Chaley pioneered the construction of suspension bridge cables by bringing together individual wire strands in mid-air, a technique later known as aerial spinning. Previously, the entire cable had been bound together before lifting into place, but Chaley's system, inspired by the ideas of Louis Vicat, allowed considerably longer cables to be erected at less cost.

He built the Grand Pont Suspendu at Fribourg in 1834, a world record-breaking span of 273m, only overtaken 16 years later by Charles Ellet Jr.'s 308m span Wheeling Suspension Bridge. Chaley had previously worked with Marc Seguin's brother Jules on the Tarascon-Beaucaire Bridge (1828) and also the Chazey-sur-Ain Bridge (1829).

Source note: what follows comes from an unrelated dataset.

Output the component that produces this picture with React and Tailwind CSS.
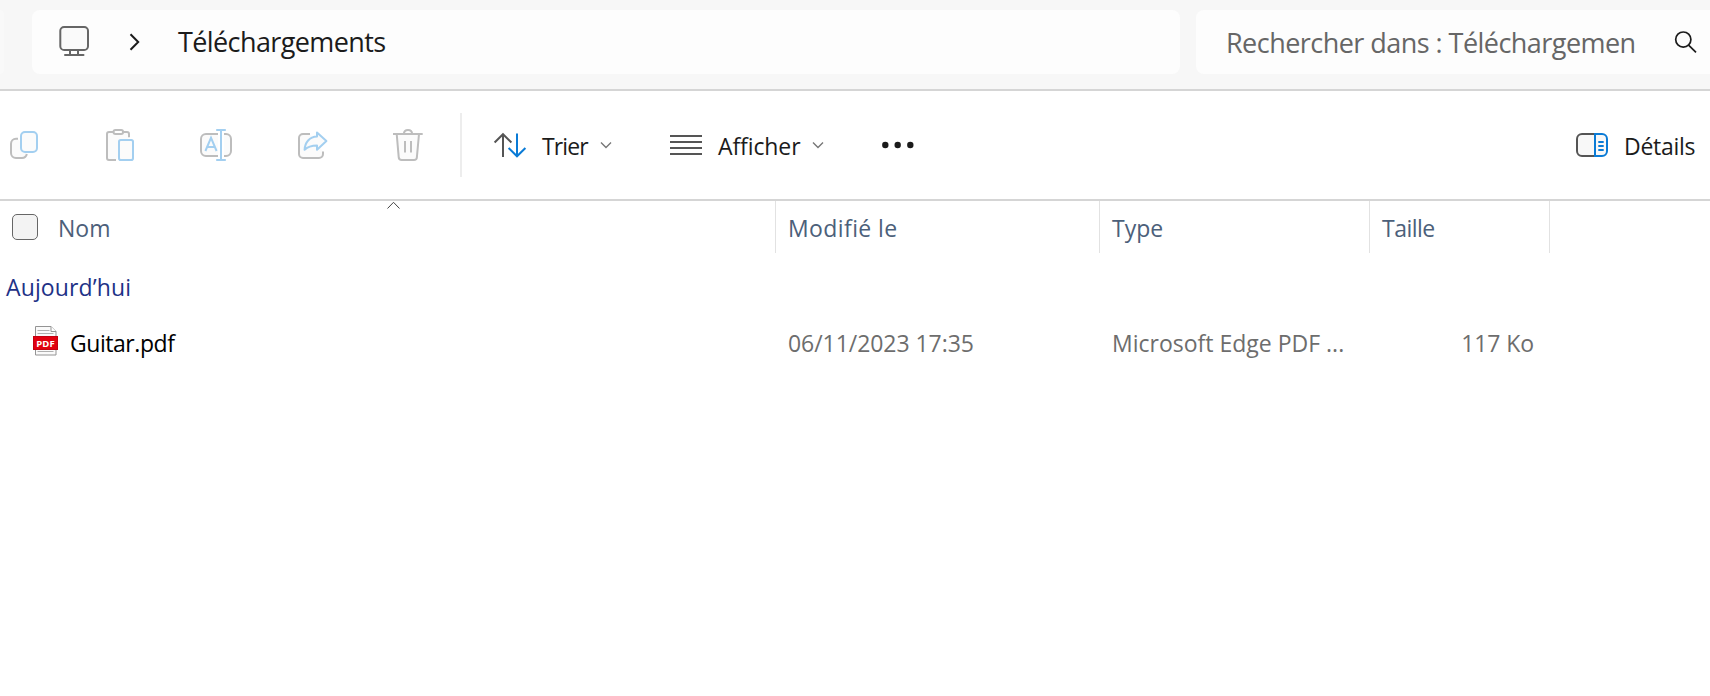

Chaley first presented a proposal for the Grand Pont Suspendu in February 1830, and was awarded the contract in June of that year. His estimated cost of less than 300,000 florins was well below other competitors, including Guillaume Henri Dufour. Chaley's bridge was supported on four main cables (two per side), each consisting of 1056 wires each 3.08mm in diameter. It carried 2000 people on its opening day. It was replaced in 1923 by a reinforced concrete arch bridge.

Chaley's other suspension bridges include the 227m Pont du Gottéron (1840); and a 64m span at Collomby in Valais (1840). He collaborated with Bordillon on the Basse-Chaîne Bridge at Angers, completed in 1839. This bridge collapsed in 1850 killing 226 soldiers, a major setback to suspension bridge construction in France and beyond.

His only bridge still in existence is the 121m suspension bridge at Corbières (1837).